Do you collect pieces from Paul Evans’s Cityscape series?
I do have one Cityscape console that was in a home I recently sold, and which I plan on shipping to my home in Brazil soon. Generally speaking, I like Evans’s studio work more than his Cityscape series [which he designed for Directional].

Looking at the aesthetic choices you have made, it seems that you are attracted to expressive rather than to minimalist design.
While the objects in my collection may be expressive, if you look carefully at my home, you will notice that the interiors are minimal. I don’t like to put a lot of objects in a space, but rather let them speak in a space full of voids. So I can say that I am interested in both expressive and minimalist qualities when it comes to interiors.

Do you collect work by contemporary designers?
I focus on classic postwar design, but have one contemporary piece. It is the prototype Gun lamp by Philippe Starck and it was given to me as a gift by his daughter Ara Starck after I told her how much I admired the lamp. I think that he is one of the greatest designers of our time.

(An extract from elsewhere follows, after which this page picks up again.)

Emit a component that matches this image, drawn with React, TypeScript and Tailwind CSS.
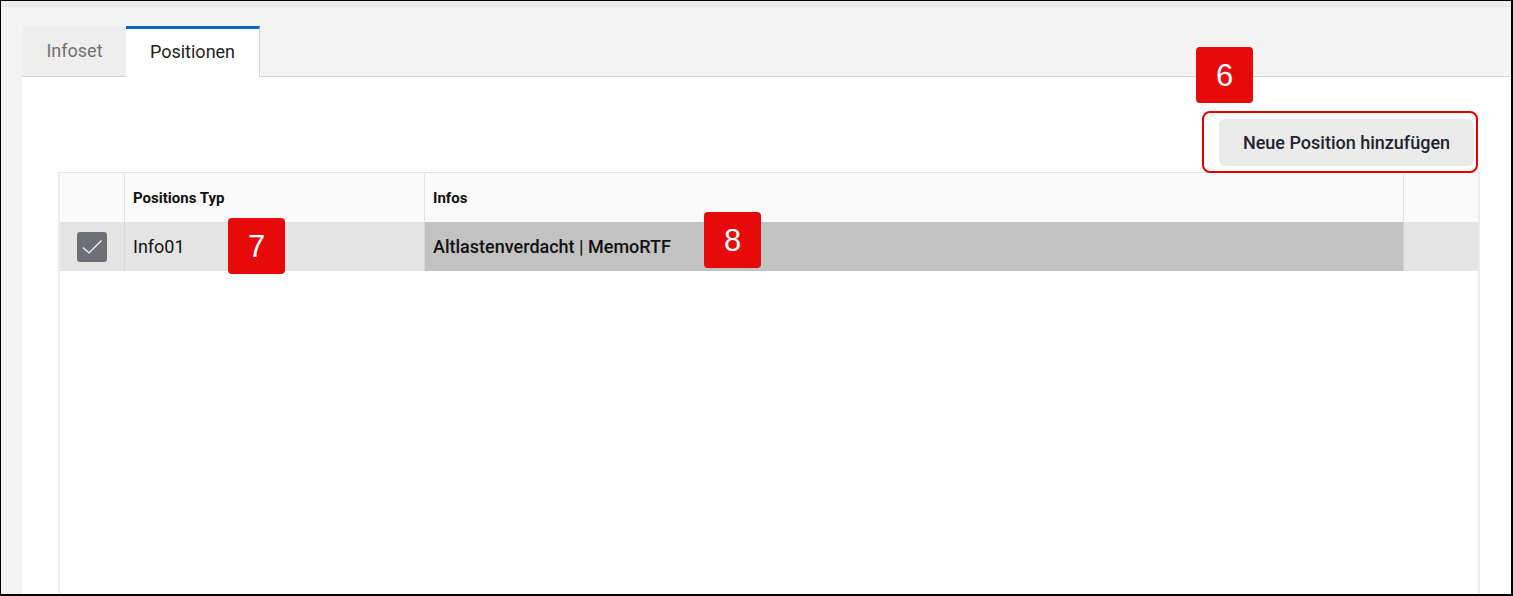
import React from "react";

function Badge({ n, className }: { n: string; className: string }) {
  return (
    <div
      className={
        "absolute flex h-[56px] w-[57px] items-center justify-center rounded-[4px] bg-[#e60a0a] text-[31px] leading-none text-white " +
        className
      }
      style={{ fontFamily: "'Liberation Sans', Arial, sans-serif" }}
    >
      {n}
    </div>
  );
}

export default function App() {
  return (
    <div
      className="flex h-[596px] w-[1513px] flex-col overflow-hidden border-t border-l border-r-2 border-b-2 border-black bg-[#f4f4f4]"
      style={{ fontFamily: "Roboto, 'Liberation Sans', sans-serif" }}
    >
      <div className="h-[6px] shrink-0 border-b border-[#e4e4e4] bg-[#ebebeb]" />
      <div className="flex flex-1 min-h-0">
        <div className="w-[21px] shrink-0 bg-[#f3f3f3]" />
        <div className="flex flex-1 flex-col min-w-0">
          <div className="flex h-[70px] shrink-0 items-end border-b border-[#d4d4d4] pl-px">
            <div className="flex h-[50px] w-[103px] items-center justify-center bg-[#eeeeee] pb-[2px] text-[18px] text-[#707070]">
              Infoset
            </div>
            <div className="flex h-[51px] w-[134px] translate-y-px items-center justify-center border-t-[3px] border-[#0a66cc] border-r border-r-[#d4d4d4] bg-white pb-[3px] text-[18px] text-[#222]">
              Positionen
            </div>
          </div>
          <div className="relative flex flex-1 flex-col bg-white min-h-0">
            <div className="flex justify-end pr-[37px] pt-[42px]">
              <div className="flex h-[47px] w-[255px] items-center justify-center rounded-[6px] bg-[#ebebeb] text-[18px] font-medium text-[#1f2430]">
                Neue Position hinzufügen
              </div>
            </div>
            <div className="ml-[36px] mr-[31px] mt-[6px] flex flex-1 flex-col border-x-2 border-t border-[#ececec] border-t-[#e6e6e6]">
              <div className="flex h-[49px] bg-[#fafafa] pt-[1px] text-[15px] font-bold text-[#111]">
                <div className="w-[65px] border-r border-[#e4e4e4]" />
                <div className="flex w-[300px] items-center border-r border-[#e4e4e4] pl-[8px]">Positions Typ</div>
                <div className="flex w-[979px] items-center border-r border-[#e4e4e4] pl-[8px]">Infos</div>
                <div className="flex-1" />
              </div>
              <div className="flex h-[49px] bg-[#e4e4e4] text-[18px] text-[#111]">
                <div className="flex w-[65px] items-center justify-center border-r border-[#d8d8d8]">
                  <div className="flex h-[30px] w-[30px] items-center justify-center rounded-[3px] bg-[#6d6f75]">
                    <svg width="30" height="30" viewBox="0 0 30 30" fill="none">
                      <path d="M6 15.5 L12 21 L24.5 8.5" stroke="white" strokeWidth="1.2" />
                    </svg>
                  </div>
                </div>
                <div className="flex w-[300px] items-center border-r border-[#d8d8d8] pl-[8px]">Info01</div>
                <div className="flex w-[979px] items-center border-r border-[#d0d0d0] bg-[#c2c2c2] pl-[8px] font-medium">
                  Altlastenverdacht | MemoRTF
                </div>
                <div className="flex-1" />
              </div>
              <div className="flex-1 bg-white" />
            </div>
            <div className="pointer-events-none absolute left-[1180px] top-[34px] h-[62px] w-[276px] rounded-[8px] border-2 border-[#e00000]" />
            <Badge n="6" className="left-[1174px] top-[-30px]" />
            <Badge n="7" className="left-[206px] top-[141px]" />
            <Badge n="8" className="left-[682px] top-[135px]" />
          </div>
        </div>
      </div>
    </div>
  );
}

In the gallery on the second floor landing of the Paris town house is Paul Evans’s one-of-a-kind Monster console of c. 1970.

In the gallery on the second floor landing of the Paris town house is Paul Evans’s one-of-a-kind Monster console of c. 1970.

Do you work with an art advisor?
No.

Tell me about Kravitz Design, your design company. How do you combine life with music with design?
I am very involved in the design company. These days, I divide my time between making films, music, and design. All three areas feed each other, and each one inspires the others. When I work on something, I am totally devoted and tend to work very hard. When I am designing, I feel that I am taking a break from my other commitments in music and films only that instead of just doing nothing, I do something I love, I design. When I create interiors, I utilize a whole other side of me. Creating interiors for others to live in is to let them express themselves in their own homes, make them experience life in a whole new way.